## DATA
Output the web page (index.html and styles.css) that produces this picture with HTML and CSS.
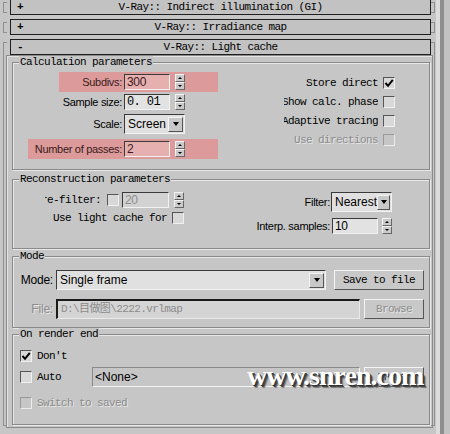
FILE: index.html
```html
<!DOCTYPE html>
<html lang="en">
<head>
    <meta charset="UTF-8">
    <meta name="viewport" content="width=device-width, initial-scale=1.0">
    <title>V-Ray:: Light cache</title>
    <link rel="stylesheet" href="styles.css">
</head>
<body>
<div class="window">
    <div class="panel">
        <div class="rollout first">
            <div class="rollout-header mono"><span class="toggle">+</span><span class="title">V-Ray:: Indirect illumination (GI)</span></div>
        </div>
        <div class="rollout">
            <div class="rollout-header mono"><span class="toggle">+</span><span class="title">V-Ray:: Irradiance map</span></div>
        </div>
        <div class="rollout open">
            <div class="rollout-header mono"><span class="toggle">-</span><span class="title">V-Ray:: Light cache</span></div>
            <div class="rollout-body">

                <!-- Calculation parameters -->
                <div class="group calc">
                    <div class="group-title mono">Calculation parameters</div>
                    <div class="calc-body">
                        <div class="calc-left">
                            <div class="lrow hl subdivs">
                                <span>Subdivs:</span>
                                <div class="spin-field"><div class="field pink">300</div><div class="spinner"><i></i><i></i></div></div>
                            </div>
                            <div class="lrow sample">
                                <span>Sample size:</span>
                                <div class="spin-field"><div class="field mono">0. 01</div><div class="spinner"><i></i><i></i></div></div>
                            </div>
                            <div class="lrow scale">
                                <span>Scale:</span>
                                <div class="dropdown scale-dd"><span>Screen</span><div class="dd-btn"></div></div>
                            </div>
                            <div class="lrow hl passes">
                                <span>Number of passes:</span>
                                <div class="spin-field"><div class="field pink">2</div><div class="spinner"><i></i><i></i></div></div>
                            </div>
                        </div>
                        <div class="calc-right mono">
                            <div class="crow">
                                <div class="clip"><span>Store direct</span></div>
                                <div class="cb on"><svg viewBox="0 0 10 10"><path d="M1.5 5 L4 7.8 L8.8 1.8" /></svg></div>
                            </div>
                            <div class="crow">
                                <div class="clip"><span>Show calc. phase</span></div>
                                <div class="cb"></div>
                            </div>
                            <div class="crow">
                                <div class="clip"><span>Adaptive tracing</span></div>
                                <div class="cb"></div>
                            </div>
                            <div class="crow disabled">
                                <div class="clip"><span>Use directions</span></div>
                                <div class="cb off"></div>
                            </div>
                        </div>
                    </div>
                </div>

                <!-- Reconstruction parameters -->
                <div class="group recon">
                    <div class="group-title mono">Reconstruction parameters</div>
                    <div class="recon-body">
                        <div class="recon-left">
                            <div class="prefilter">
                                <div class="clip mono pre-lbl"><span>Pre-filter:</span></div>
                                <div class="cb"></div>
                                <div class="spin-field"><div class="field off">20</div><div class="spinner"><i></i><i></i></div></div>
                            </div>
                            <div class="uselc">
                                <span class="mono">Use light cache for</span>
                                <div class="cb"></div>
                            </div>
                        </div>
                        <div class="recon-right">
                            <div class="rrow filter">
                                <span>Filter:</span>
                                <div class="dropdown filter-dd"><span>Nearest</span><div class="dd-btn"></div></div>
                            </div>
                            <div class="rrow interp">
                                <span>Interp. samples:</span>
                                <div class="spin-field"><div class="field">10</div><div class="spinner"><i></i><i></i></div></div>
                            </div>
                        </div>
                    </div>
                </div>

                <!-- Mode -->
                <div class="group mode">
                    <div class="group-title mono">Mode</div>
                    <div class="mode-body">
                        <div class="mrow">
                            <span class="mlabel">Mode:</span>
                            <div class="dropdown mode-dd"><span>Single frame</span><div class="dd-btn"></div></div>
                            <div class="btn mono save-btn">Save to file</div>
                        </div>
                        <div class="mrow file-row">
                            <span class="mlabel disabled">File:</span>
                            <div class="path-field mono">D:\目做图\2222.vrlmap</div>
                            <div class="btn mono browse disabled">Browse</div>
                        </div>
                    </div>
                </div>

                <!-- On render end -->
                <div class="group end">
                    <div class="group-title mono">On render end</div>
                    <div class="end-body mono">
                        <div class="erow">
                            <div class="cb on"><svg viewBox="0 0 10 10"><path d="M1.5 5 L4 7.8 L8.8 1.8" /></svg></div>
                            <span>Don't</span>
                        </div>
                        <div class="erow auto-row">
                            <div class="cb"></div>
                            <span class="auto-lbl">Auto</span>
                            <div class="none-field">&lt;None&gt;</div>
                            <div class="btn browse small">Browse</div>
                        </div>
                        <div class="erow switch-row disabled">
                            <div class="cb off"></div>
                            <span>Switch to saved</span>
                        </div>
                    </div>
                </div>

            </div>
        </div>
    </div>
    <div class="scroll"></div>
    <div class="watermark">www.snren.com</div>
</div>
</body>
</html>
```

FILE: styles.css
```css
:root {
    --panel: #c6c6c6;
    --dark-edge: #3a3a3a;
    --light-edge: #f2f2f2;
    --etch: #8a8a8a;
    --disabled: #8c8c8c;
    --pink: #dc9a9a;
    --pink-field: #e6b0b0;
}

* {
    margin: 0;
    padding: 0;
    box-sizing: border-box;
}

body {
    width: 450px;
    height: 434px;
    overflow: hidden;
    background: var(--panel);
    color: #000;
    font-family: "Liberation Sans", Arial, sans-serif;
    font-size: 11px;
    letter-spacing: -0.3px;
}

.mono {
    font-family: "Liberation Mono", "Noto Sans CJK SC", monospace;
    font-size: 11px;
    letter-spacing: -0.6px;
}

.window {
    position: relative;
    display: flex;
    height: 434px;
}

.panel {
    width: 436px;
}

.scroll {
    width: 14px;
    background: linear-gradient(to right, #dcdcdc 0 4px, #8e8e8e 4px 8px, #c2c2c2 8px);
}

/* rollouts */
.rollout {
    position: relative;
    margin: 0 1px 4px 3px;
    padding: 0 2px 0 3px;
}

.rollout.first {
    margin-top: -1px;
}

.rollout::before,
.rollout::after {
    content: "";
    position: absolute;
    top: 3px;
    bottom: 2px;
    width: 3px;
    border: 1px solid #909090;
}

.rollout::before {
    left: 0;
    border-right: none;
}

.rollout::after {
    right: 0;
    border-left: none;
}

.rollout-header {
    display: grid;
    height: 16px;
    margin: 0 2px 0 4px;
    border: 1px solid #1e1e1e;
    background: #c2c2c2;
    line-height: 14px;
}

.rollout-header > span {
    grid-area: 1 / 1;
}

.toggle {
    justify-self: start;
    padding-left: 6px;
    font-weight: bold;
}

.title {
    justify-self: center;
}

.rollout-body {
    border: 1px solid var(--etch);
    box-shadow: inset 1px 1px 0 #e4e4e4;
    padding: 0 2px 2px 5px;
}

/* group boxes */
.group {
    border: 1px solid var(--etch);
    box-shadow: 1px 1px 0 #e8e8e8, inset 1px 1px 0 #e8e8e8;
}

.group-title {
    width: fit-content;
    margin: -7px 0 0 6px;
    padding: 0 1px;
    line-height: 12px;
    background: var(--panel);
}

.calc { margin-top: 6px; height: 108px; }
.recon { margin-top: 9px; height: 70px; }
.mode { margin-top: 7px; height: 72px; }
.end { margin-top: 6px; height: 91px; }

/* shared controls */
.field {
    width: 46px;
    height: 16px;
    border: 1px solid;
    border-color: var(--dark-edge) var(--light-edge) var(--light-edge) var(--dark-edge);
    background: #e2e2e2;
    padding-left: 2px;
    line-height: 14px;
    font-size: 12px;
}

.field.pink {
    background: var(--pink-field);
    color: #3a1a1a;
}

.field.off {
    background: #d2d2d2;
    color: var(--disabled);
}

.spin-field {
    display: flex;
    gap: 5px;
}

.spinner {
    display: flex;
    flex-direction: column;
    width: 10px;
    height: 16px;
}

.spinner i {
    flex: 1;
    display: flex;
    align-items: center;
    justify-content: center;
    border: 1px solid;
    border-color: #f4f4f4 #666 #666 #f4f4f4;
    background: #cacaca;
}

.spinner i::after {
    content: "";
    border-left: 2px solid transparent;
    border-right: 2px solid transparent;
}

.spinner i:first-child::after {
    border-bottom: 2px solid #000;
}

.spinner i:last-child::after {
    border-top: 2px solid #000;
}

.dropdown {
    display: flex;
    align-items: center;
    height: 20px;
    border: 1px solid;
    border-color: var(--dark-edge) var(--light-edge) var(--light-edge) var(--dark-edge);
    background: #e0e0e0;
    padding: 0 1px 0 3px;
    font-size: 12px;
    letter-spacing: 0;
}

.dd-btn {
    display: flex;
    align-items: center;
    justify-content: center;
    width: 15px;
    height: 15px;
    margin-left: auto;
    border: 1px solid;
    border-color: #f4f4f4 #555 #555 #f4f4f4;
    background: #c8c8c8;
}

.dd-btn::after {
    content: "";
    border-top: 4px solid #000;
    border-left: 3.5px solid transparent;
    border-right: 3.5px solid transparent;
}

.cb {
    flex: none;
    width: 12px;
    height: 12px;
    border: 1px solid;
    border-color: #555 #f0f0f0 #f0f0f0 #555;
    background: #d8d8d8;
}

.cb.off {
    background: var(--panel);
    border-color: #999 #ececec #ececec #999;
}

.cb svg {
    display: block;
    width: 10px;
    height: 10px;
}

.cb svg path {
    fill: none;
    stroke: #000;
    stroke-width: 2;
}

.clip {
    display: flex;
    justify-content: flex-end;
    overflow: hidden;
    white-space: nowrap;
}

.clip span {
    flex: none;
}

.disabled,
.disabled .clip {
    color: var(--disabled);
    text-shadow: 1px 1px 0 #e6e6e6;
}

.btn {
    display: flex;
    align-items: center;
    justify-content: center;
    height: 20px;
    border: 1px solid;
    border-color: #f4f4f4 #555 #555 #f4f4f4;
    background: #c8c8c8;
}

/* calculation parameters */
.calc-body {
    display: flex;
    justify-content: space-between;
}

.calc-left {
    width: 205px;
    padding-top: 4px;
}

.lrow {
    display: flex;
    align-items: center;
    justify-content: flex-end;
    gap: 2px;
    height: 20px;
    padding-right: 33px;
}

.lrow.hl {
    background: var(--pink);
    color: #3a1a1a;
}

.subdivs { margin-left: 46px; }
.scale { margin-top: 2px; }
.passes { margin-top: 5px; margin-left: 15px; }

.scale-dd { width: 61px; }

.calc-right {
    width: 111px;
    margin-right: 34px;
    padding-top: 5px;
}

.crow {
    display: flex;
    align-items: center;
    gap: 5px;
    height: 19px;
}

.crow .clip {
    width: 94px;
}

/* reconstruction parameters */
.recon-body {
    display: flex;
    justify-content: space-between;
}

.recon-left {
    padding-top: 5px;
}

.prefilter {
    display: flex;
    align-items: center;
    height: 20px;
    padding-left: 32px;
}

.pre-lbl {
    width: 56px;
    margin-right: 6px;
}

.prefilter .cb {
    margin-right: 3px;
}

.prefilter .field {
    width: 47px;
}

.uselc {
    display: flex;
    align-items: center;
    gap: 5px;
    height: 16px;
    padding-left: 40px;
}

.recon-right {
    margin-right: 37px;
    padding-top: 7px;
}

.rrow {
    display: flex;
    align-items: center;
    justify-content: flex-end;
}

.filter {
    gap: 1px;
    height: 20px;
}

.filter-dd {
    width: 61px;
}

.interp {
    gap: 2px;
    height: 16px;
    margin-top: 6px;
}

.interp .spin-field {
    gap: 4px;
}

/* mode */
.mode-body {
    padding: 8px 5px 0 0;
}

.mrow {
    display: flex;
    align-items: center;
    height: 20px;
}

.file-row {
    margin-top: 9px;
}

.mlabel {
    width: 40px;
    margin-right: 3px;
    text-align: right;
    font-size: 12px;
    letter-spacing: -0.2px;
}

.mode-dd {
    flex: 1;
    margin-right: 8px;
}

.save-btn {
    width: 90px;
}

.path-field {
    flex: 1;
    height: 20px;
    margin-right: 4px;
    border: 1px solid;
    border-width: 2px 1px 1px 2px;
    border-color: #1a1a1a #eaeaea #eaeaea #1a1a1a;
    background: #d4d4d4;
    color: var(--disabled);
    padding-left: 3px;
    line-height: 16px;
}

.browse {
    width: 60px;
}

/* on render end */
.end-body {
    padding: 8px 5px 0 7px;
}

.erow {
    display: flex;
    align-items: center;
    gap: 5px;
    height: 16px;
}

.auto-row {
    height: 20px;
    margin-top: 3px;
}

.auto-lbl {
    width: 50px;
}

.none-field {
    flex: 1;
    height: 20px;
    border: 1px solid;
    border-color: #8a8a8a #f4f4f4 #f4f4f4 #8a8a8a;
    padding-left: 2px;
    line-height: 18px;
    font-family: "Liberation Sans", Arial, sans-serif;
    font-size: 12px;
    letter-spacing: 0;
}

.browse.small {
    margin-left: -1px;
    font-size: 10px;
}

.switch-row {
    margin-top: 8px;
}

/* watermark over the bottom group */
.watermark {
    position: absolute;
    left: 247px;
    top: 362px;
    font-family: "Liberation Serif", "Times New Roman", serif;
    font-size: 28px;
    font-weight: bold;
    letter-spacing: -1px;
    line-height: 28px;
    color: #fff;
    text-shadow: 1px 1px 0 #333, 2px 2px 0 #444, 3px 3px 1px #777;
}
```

## STATED TASK
Identify and list each line with the word "index".

## RESULT BELOW
Output the web page (index.html and styles.css) that produces this picture with HTML and CSS.
FILE: index.html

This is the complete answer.